▶ **Exercise aim**
Omit the images, then print each record below exactly as it reads.
** Start Task material **
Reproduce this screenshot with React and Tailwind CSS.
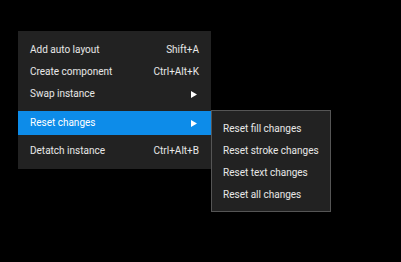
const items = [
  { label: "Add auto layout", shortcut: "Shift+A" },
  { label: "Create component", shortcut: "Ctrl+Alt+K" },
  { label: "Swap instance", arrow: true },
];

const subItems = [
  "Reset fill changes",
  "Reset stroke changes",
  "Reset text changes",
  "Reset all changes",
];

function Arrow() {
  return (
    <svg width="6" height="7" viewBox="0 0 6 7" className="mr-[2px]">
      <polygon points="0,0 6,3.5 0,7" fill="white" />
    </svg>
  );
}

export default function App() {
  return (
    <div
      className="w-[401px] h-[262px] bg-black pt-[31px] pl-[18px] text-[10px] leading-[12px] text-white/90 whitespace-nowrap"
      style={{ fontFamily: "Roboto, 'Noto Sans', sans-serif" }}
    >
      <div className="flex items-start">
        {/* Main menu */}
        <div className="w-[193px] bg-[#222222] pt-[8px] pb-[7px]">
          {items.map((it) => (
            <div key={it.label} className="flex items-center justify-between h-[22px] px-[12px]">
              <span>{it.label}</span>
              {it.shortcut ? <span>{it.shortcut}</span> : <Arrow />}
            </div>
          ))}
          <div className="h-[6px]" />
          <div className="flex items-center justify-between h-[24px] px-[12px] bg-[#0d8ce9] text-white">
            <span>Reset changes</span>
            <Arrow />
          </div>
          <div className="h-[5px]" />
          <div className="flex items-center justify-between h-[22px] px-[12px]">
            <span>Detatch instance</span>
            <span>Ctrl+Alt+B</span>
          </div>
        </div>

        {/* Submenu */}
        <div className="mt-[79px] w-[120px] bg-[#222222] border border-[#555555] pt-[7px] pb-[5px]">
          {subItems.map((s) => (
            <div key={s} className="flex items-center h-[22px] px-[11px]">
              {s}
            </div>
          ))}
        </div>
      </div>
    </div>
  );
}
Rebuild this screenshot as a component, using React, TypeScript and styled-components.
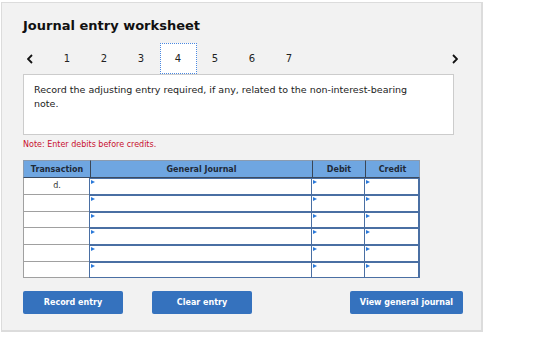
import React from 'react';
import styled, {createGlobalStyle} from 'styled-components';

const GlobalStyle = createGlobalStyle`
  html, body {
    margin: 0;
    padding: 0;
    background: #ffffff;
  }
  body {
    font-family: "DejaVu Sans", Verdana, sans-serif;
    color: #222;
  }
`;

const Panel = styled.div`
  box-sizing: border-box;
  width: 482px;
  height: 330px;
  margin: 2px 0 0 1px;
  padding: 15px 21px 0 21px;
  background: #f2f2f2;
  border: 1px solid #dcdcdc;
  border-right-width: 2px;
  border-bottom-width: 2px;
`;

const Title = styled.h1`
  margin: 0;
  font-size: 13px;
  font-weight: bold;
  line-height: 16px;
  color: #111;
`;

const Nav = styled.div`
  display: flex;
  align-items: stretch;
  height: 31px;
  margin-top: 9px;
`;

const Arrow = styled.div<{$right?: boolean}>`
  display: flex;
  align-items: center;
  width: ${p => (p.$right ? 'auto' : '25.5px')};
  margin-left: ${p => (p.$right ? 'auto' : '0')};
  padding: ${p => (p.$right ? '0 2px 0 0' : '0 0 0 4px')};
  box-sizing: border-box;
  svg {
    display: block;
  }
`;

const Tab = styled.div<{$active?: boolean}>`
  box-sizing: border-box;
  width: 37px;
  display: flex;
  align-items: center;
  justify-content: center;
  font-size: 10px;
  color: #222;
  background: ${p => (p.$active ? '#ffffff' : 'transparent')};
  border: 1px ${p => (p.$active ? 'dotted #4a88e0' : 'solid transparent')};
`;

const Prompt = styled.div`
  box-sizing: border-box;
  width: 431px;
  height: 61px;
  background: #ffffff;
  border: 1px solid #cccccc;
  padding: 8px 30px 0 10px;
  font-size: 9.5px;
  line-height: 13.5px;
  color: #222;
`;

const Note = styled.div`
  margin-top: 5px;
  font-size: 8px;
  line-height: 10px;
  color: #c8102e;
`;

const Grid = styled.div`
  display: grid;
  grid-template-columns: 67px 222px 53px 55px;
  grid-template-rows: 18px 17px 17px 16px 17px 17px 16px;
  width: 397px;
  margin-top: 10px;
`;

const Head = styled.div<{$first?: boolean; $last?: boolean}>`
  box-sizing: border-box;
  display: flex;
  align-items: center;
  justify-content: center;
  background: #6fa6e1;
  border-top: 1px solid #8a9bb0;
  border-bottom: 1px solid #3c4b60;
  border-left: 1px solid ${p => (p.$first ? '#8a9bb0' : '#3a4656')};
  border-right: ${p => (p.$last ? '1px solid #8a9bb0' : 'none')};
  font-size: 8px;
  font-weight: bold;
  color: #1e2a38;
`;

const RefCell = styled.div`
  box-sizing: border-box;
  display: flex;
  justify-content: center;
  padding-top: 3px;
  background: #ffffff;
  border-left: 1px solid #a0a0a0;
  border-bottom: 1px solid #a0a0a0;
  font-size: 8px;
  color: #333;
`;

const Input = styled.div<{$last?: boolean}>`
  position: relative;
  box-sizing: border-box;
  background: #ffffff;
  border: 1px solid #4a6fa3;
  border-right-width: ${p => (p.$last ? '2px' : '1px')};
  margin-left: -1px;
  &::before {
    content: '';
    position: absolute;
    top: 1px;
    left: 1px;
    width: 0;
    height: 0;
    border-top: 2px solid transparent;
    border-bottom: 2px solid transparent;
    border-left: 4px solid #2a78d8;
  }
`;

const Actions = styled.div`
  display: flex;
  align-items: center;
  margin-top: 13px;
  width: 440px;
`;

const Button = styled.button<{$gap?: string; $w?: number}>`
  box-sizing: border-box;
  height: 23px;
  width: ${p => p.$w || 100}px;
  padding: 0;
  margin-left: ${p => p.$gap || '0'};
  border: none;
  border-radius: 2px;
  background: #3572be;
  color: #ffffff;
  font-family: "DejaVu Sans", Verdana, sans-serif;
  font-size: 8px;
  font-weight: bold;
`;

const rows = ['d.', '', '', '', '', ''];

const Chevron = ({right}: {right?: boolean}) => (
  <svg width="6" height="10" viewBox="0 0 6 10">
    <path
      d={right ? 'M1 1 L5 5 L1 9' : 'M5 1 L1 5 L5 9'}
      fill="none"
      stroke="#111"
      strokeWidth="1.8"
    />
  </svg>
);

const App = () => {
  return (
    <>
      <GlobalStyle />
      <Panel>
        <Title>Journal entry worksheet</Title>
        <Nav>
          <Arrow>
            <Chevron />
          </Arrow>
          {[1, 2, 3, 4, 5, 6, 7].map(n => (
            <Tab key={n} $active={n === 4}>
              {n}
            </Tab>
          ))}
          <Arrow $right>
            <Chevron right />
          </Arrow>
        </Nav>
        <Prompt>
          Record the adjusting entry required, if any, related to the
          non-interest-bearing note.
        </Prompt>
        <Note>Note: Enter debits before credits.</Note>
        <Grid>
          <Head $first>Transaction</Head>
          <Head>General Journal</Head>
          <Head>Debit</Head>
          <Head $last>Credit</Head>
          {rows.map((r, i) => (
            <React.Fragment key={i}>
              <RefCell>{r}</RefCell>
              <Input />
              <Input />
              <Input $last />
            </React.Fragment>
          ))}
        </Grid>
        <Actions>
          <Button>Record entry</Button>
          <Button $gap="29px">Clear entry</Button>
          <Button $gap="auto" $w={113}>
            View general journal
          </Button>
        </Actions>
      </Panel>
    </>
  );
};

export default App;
** End Task material **
▶ **Problem solution**
Reproduce this screenshot with React and Tailwind CSS.
const items = [
  { label: "Add auto layout", shortcut: "Shift+A" },
  { label: "Create component", shortcut: "Ctrl+Alt+K" },
  { label: "Swap instance", arrow: true },
];

const subItems = [
  "Reset fill changes",
  "Reset stroke changes",
  "Reset text changes",
  "Reset all changes",
];

function Arrow() {
  return (
    <svg width="6" height="7" viewBox="0 0 6 7" className="mr-[2px]">
      <polygon points="0,0 6,3.5 0,7" fill="white" />
    </svg>
  );
}

export default function App() {
  return (
    <div
      className="w-[401px] h-[262px] bg-black pt-[31px] pl-[18px] text-[10px] leading-[12px] text-white/90 whitespace-nowrap"
      style={{ fontFamily: "Roboto, 'Noto Sans', sans-serif" }}
    >
      <div className="flex items-start">
        {/* Main menu */}
        <div className="w-[193px] bg-[#222222] pt-[8px] pb-[7px]">
          {items.map((it) => (
            <div key={it.label} className="flex items-center justify-between h-[22px] px-[12px]">
              <span>{it.label}</span>
              {it.shortcut ? <span>{it.shortcut}</span> : <Arrow />}
            </div>
          ))}
          <div className="h-[6px]" />
          <div className="flex items-center justify-between h-[24px] px-[12px] bg-[#0d8ce9] text-white">
            <span>Reset changes</span>
            <Arrow />
          </div>
          <div className="h-[5px]" />
          <div className="flex items-center justify-between h-[22px] px-[12px]">
            <span>Detatch instance</span>
            <span>Ctrl+Alt+B</span>
          </div>
        </div>

        {/* Submenu */}
        <div className="mt-[79px] w-[120px] bg-[#222222] border border-[#555555] pt-[7px] pb-[5px]">
          {subItems.map((s) => (
            <div key={s} className="flex items-center h-[22px] px-[11px]">
              {s}
            </div>
          ))}
        </div>
      </div>
    </div>
  );
}
Rebuild this screenshot as a component, using React, TypeScript and styled-components.
import React from 'react';
import styled, {createGlobalStyle} from 'styled-components';

const GlobalStyle = createGlobalStyle`
  html, body {
    margin: 0;
    padding: 0;
    background: #ffffff;
  }
  body {
    font-family: "DejaVu Sans", Verdana, sans-serif;
    color: #222;
  }
`;

const Panel = styled.div`
  box-sizing: border-box;
  width: 482px;
  height: 330px;
  margin: 2px 0 0 1px;
  padding: 15px 21px 0 21px;
  background: #f2f2f2;
  border: 1px solid #dcdcdc;
  border-right-width: 2px;
  border-bottom-width: 2px;
`;

const Title = styled.h1`
  margin: 0;
  font-size: 13px;
  font-weight: bold;
  line-height: 16px;
  color: #111;
`;

const Nav = styled.div`
  display: flex;
  align-items: stretch;
  height: 31px;
  margin-top: 9px;
`;

const Arrow = styled.div<{$right?: boolean}>`
  display: flex;
  align-items: center;
  width: ${p => (p.$right ? 'auto' : '25.5px')};
  margin-left: ${p => (p.$right ? 'auto' : '0')};
  padding: ${p => (p.$right ? '0 2px 0 0' : '0 0 0 4px')};
  box-sizing: border-box;
  svg {
    display: block;
  }
`;

const Tab = styled.div<{$active?: boolean}>`
  box-sizing: border-box;
  width: 37px;
  display: flex;
  align-items: center;
  justify-content: center;
  font-size: 10px;
  color: #222;
  background: ${p => (p.$active ? '#ffffff' : 'transparent')};
  border: 1px ${p => (p.$active ? 'dotted #4a88e0' : 'solid transparent')};
`;

const Prompt = styled.div`
  box-sizing: border-box;
  width: 431px;
  height: 61px;
  background: #ffffff;
  border: 1px solid #cccccc;
  padding: 8px 30px 0 10px;
  font-size: 9.5px;
  line-height: 13.5px;
  color: #222;
`;

const Note = styled.div`
  margin-top: 5px;
  font-size: 8px;
  line-height: 10px;
  color: #c8102e;
`;

const Grid = styled.div`
  display: grid;
  grid-template-columns: 67px 222px 53px 55px;
  grid-template-rows: 18px 17px 17px 16px 17px 17px 16px;
  width: 397px;
  margin-top: 10px;
`;

const Head = styled.div<{$first?: boolean; $last?: boolean}>`
  box-sizing: border-box;
  display: flex;
  align-items: center;
  justify-content: center;
  background: #6fa6e1;
  border-top: 1px solid #8a9bb0;
  border-bottom: 1px solid #3c4b60;
  border-left: 1px solid ${p => (p.$first ? '#8a9bb0' : '#3a4656')};
  border-right: ${p => (p.$last ? '1px solid #8a9bb0' : 'none')};
  font-size: 8px;
  font-weight: bold;
  color: #1e2a38;
`;

const RefCell = styled.div`
  box-sizing: border-box;
  display: flex;
  justify-content: center;
  padding-top: 3px;
  background: #ffffff;
  border-left: 1px solid #a0a0a0;
  border-bottom: 1px solid #a0a0a0;
  font-size: 8px;
  color: #333;
`;

const Input = styled.div<{$last?: boolean}>`
  position: relative;
  box-sizing: border-box;
  background: #ffffff;
  border: 1px solid #4a6fa3;
  border-right-width: ${p => (p.$last ? '2px' : '1px')};
  margin-left: -1px;
  &::before {
    content: '';
    position: absolute;
    top: 1px;
    left: 1px;
    width: 0;
    height: 0;
    border-top: 2px solid transparent;
    border-bottom: 2px solid transparent;
    border-left: 4px solid #2a78d8;
  }
`;

const Actions = styled.div`
  display: flex;
  align-items: center;
  margin-top: 13px;
  width: 440px;
`;

const Button = styled.button<{$gap?: string; $w?: number}>`
  box-sizing: border-box;
  height: 23px;
  width: ${p => p.$w || 100}px;
  padding: 0;
  margin-left: ${p => p.$gap || '0'};
  border: none;
  border-radius: 2px;
  background: #3572be;
  color: #ffffff;
  font-family: "DejaVu Sans", Verdana, sans-serif;
  font-size: 8px;
  font-weight: bold;
`;

const rows = ['d.', '', '', '', '', ''];

const Chevron = ({right}: {right?: boolean}) => (
  <svg width="6" height="10" viewBox="0 0 6 10">
    <path
      d={right ? 'M1 1 L5 5 L1 9' : 'M5 1 L1 5 L5 9'}
      fill="none"
      stroke="#111"
      strokeWidth="1.8"
    />
  </svg>
);

const App = () => {
  return (
    <>
      <GlobalStyle />
      <Panel>
        <Title>Journal entry worksheet</Title>
        <Nav>
          <Arrow>
            <Chevron />
          </Arrow>
          {[1, 2, 3, 4, 5, 6, 7].map(n => (
            <Tab key={n} $active={n === 4}>
              {n}
            </Tab>
          ))}
          <Arrow $right>
            <Chevron right />
          </Arrow>
        </Nav>
        <Prompt>
          Record the adjusting entry required, if any, related to the
          non-interest-bearing note.
        </Prompt>
        <Note>Note: Enter debits before credits.</Note>
        <Grid>
          <Head $first>Transaction</Head>
          <Head>General Journal</Head>
          <Head>Debit</Head>
          <Head $last>Credit</Head>
          {rows.map((r, i) => (
            <React.Fragment key={i}>
              <RefCell>{r}</RefCell>
              <Input />
              <Input />
              <Input $last />
            </React.Fragment>
          ))}
        </Grid>
        <Actions>
          <Button>Record entry</Button>
          <Button $gap="29px">Clear entry</Button>
          <Button $gap="auto" $w={113}>
            View general journal
          </Button>
        </Actions>
      </Panel>
    </>
  );
};

export default App;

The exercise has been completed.